En décembre 1954, Joséphine Baker a demandé à Moshe Shapira, ministre du culte en Israël, de pouvoir adopter un enfant juif, afin d’accroître la diversité au sein de sa famille. Mais le responsable a refusé, arguant que la priorité était de peupler son jeune pays. Ainsi, elle a à la place adopté Moïse, Parisien qu’elle a fait convertir au judaïsme.
En 1961, l’émission « Cinq colonnes à la une », aujourd’hui proposée par l’INA, avait consacré un numéro à la célébration de Noël chez Joséphine Baker et ses enfants – ils étaient alors onze.
Brian Bouillon-Baker, qui a signé la pétition, adopté par le couple en 1956, se souvient auprès du journal La Montagne : « L’ambiance colonie de vacances et maman, version mamma italienne, c’était super mais j’ai particulièrement aimé cette fois où comme j’étais grippé, elle a été tout entière à moi… »
Selon lui, la société d’aujourd’hui, fracturée par « le communautarisme, l’antisémitisme, le racisme, la violence, l’aurait sans doute déçue ». Mais, dit-il, « comme elle l’a toujours fait, Joséphine aurait retroussé les manches » pour combattre ces fléaux.

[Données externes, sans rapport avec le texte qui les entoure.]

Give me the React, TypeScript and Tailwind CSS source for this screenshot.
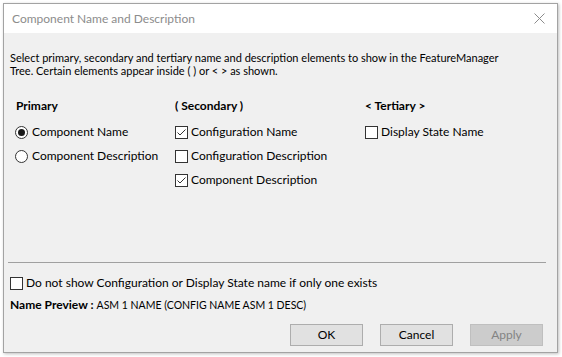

Ruinée en raison de sa générosité, le château des Milandes a dû être vendu, et Joséphine Baker en a été expulsée en 1969, après un siège de plusieurs mois. Elle est décédée d’une attaque cérébrale en 1975 à Paris.
Depuis, son château a été ouvert au public, et une visite sur les traces de la star du music-hall est proposée.